No matter that my sister was drinking too, and that we were all having a blast. My sister is married with children. So unlike me, she’s “allowed.” The moral of the story is that once you’re the anointed F-up in your family, there is no getting out of it. So you might as well live up to it. I could have stuck to one glass of wine, and she still would have thought I was overdoing it. Because according to my parents, that’s my thing. Besides, what would they have to worry about otherwise? I’m doing a good deed. At least I’m giving them something to fix, and to bond over on the drive home down the turnpike.

Five hours into the wedding I met some interesting people, guys included. Some Jewish, some not. My parents and sisters were happy though. I wasn’t seated at their table, but rather at the “singles” table right beside them, where they got to watch the show with challah rolls in hand instead of popcorn. And mom got to keep her eye on me and my wine glass. This is akin to trying to make out in your basement when you’re 16 and your parents are upstairs. You can never relax because you’re waiting to get caught.

Mom – if you’re reading this – I am not a drunk. I’m over 21 and single, and that is what people do. I know we’ve had this conversation before, but I figured I’d disclaim it again here, in case your friends are reading this and will think your daughter has a problem.

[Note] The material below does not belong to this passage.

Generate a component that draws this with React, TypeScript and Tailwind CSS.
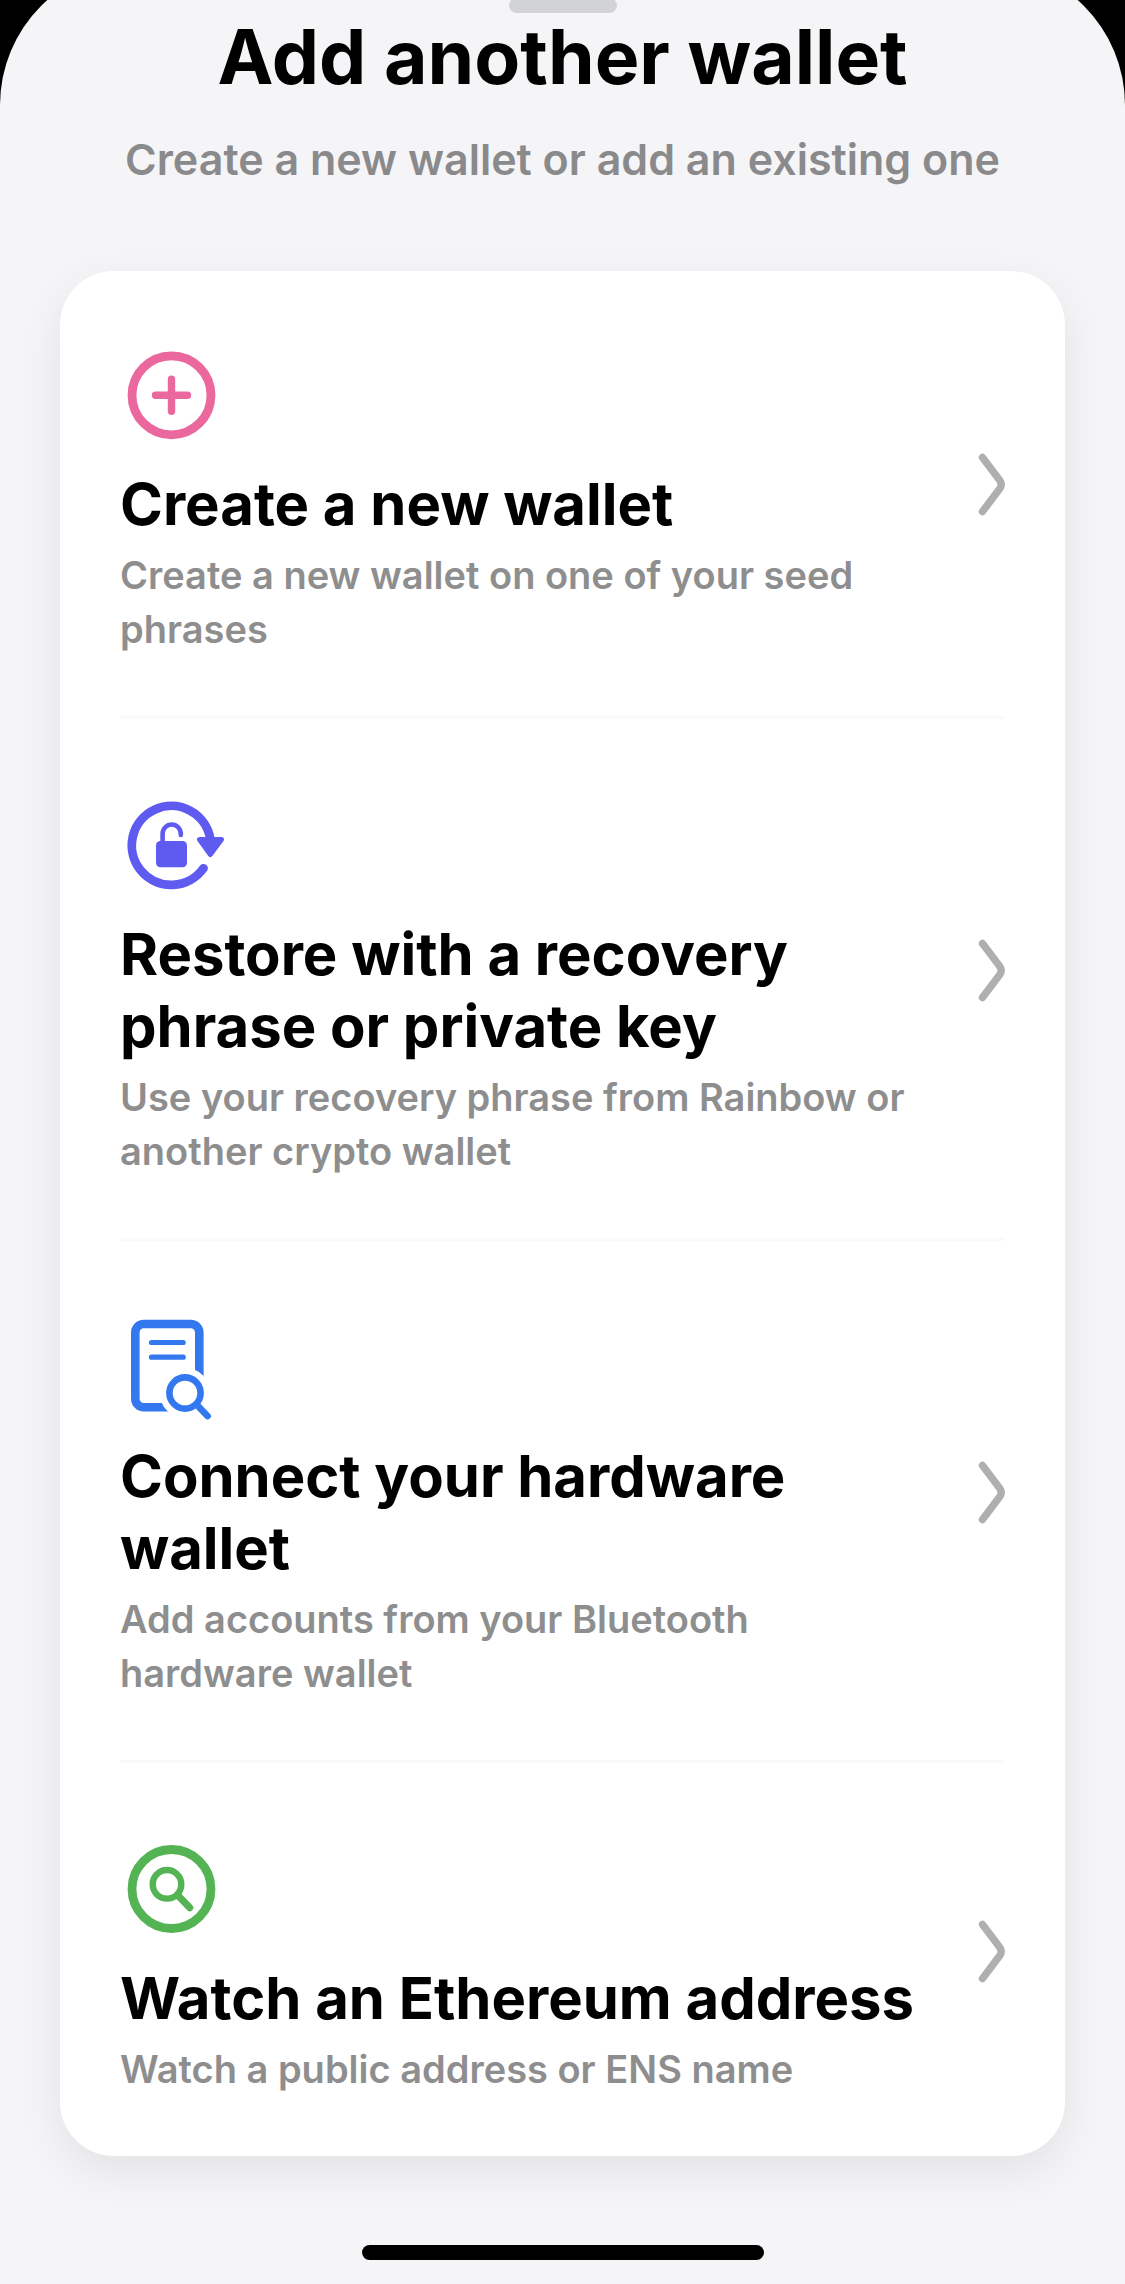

I have many, yes, but drinking is the least of them.

I got a ride home from the wedding with a very nice fellow, and the second I walked through the door, my mother called.
“How was it?”
“The wedding? I was there with you.”
“No, the ride with the guy.”
“It was nice mom. It beats the train.”
“Were you still drunk?”
( You’d think she’d be more concerned whether he was, since he was the one driving).
“No mom. Just tired.”
“You had six glasses, maybe seven. Didn’t you?”

Of course, she was right. As usual.

The upside? At least, with all this talk about drinking, she forgot to ask if I ate.